WORK TO COMPLETE:
Repeat the full listing below verbatim and keep the images out.

•••••

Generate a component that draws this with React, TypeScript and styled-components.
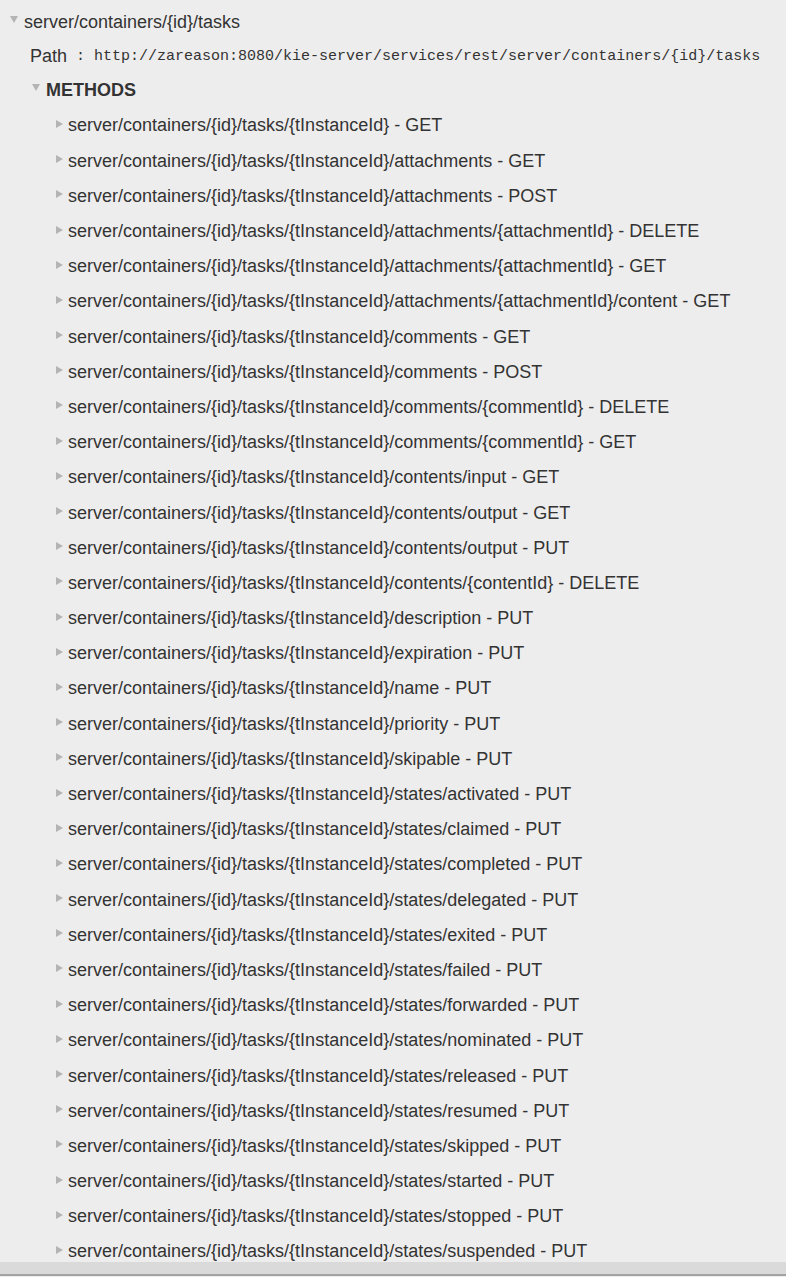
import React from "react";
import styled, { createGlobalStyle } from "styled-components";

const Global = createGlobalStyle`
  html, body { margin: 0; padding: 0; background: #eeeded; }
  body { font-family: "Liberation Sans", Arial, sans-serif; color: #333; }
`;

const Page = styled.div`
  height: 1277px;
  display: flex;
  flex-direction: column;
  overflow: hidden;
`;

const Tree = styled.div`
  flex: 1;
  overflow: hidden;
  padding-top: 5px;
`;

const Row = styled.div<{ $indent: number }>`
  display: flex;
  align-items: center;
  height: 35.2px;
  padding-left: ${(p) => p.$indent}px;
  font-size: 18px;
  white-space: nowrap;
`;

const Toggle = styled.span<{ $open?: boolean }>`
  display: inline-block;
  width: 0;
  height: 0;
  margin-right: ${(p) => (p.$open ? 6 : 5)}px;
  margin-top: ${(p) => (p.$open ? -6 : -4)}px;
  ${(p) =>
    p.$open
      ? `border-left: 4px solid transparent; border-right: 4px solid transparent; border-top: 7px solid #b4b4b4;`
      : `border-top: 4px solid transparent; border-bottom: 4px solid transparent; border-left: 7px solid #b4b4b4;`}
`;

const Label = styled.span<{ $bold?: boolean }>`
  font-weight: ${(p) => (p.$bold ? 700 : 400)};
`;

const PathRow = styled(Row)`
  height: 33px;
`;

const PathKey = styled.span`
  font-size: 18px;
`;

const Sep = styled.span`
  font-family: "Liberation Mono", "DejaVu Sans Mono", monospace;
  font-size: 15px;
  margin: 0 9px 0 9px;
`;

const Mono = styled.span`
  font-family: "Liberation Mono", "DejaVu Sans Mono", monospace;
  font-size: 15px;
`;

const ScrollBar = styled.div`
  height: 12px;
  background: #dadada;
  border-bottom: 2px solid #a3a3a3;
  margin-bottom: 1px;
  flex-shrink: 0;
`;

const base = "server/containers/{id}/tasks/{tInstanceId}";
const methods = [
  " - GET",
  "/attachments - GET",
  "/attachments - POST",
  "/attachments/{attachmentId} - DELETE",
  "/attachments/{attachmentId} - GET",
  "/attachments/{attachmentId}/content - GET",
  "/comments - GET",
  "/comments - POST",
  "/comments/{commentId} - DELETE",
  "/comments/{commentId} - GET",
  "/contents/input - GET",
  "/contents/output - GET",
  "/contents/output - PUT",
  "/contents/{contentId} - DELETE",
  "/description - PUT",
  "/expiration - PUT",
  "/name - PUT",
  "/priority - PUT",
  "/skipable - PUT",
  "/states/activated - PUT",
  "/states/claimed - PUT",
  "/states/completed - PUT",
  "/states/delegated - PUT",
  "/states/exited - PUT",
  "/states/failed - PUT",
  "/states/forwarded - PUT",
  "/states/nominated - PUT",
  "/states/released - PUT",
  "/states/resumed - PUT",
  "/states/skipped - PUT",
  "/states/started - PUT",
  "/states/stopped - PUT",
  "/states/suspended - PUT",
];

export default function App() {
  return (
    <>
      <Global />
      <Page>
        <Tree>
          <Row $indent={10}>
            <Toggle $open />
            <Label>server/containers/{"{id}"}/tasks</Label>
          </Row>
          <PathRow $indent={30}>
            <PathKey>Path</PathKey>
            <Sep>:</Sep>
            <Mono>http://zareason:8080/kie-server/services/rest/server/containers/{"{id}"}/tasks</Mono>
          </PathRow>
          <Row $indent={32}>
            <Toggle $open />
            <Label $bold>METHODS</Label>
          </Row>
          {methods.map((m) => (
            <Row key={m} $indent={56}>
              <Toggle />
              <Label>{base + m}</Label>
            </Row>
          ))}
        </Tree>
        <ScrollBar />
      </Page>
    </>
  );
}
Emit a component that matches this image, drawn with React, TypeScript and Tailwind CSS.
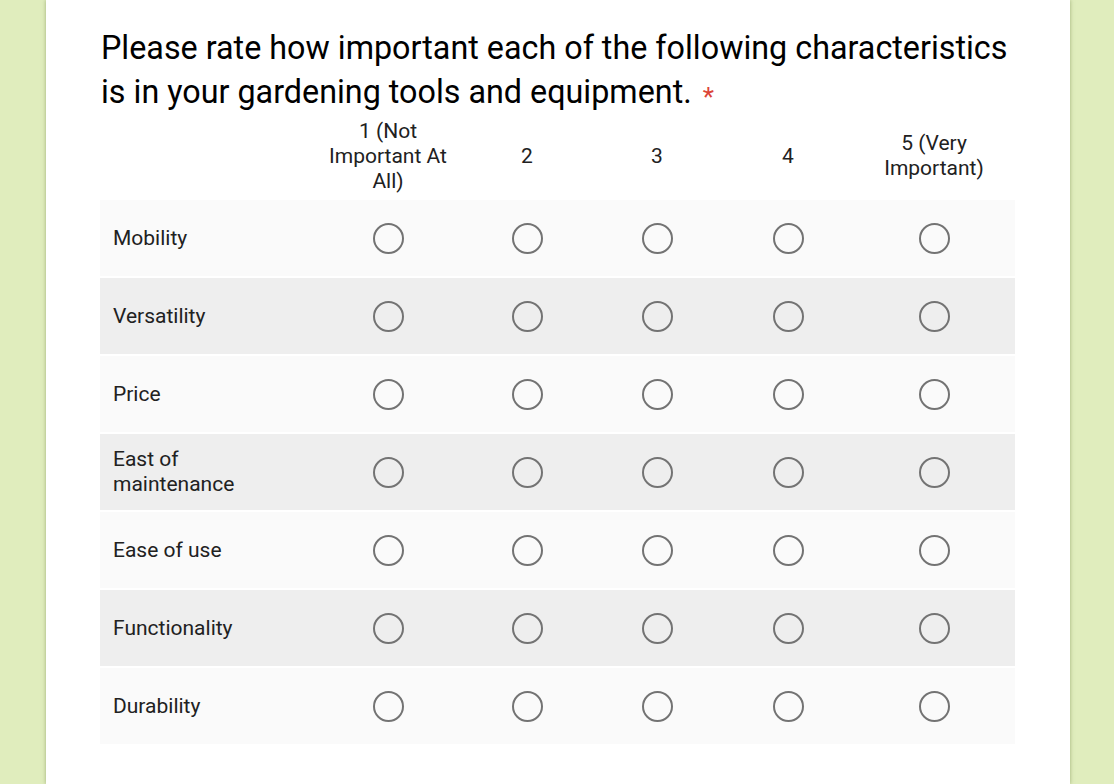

•••••

SOLUTION:
Generate a component that draws this with React, TypeScript and styled-components.
import React from "react";
import styled, { createGlobalStyle } from "styled-components";

const Global = createGlobalStyle`
  html, body { margin: 0; padding: 0; background: #eeeded; }
  body { font-family: "Liberation Sans", Arial, sans-serif; color: #333; }
`;

const Page = styled.div`
  height: 1277px;
  display: flex;
  flex-direction: column;
  overflow: hidden;
`;

const Tree = styled.div`
  flex: 1;
  overflow: hidden;
  padding-top: 5px;
`;

const Row = styled.div<{ $indent: number }>`
  display: flex;
  align-items: center;
  height: 35.2px;
  padding-left: ${(p) => p.$indent}px;
  font-size: 18px;
  white-space: nowrap;
`;

const Toggle = styled.span<{ $open?: boolean }>`
  display: inline-block;
  width: 0;
  height: 0;
  margin-right: ${(p) => (p.$open ? 6 : 5)}px;
  margin-top: ${(p) => (p.$open ? -6 : -4)}px;
  ${(p) =>
    p.$open
      ? `border-left: 4px solid transparent; border-right: 4px solid transparent; border-top: 7px solid #b4b4b4;`
      : `border-top: 4px solid transparent; border-bottom: 4px solid transparent; border-left: 7px solid #b4b4b4;`}
`;

const Label = styled.span<{ $bold?: boolean }>`
  font-weight: ${(p) => (p.$bold ? 700 : 400)};
`;

const PathRow = styled(Row)`
  height: 33px;
`;

const PathKey = styled.span`
  font-size: 18px;
`;

const Sep = styled.span`
  font-family: "Liberation Mono", "DejaVu Sans Mono", monospace;
  font-size: 15px;
  margin: 0 9px 0 9px;
`;

const Mono = styled.span`
  font-family: "Liberation Mono", "DejaVu Sans Mono", monospace;
  font-size: 15px;
`;

const ScrollBar = styled.div`
  height: 12px;
  background: #dadada;
  border-bottom: 2px solid #a3a3a3;
  margin-bottom: 1px;
  flex-shrink: 0;
`;

const base = "server/containers/{id}/tasks/{tInstanceId}";
const methods = [
  " - GET",
  "/attachments - GET",
  "/attachments - POST",
  "/attachments/{attachmentId} - DELETE",
  "/attachments/{attachmentId} - GET",
  "/attachments/{attachmentId}/content - GET",
  "/comments - GET",
  "/comments - POST",
  "/comments/{commentId} - DELETE",
  "/comments/{commentId} - GET",
  "/contents/input - GET",
  "/contents/output - GET",
  "/contents/output - PUT",
  "/contents/{contentId} - DELETE",
  "/description - PUT",
  "/expiration - PUT",
  "/name - PUT",
  "/priority - PUT",
  "/skipable - PUT",
  "/states/activated - PUT",
  "/states/claimed - PUT",
  "/states/completed - PUT",
  "/states/delegated - PUT",
  "/states/exited - PUT",
  "/states/failed - PUT",
  "/states/forwarded - PUT",
  "/states/nominated - PUT",
  "/states/released - PUT",
  "/states/resumed - PUT",
  "/states/skipped - PUT",
  "/states/started - PUT",
  "/states/stopped - PUT",
  "/states/suspended - PUT",
];

export default function App() {
  return (
    <>
      <Global />
      <Page>
        <Tree>
          <Row $indent={10}>
            <Toggle $open />
            <Label>server/containers/{"{id}"}/tasks</Label>
          </Row>
          <PathRow $indent={30}>
            <PathKey>Path</PathKey>
            <Sep>:</Sep>
            <Mono>http://zareason:8080/kie-server/services/rest/server/containers/{"{id}"}/tasks</Mono>
          </PathRow>
          <Row $indent={32}>
            <Toggle $open />
            <Label $bold>METHODS</Label>
          </Row>
          {methods.map((m) => (
            <Row key={m} $indent={56}>
              <Toggle />
              <Label>{base + m}</Label>
            </Row>
          ))}
        </Tree>
        <ScrollBar />
      </Page>
    </>
  );
}
Emit a component that matches this image, drawn with React, TypeScript and Tailwind CSS.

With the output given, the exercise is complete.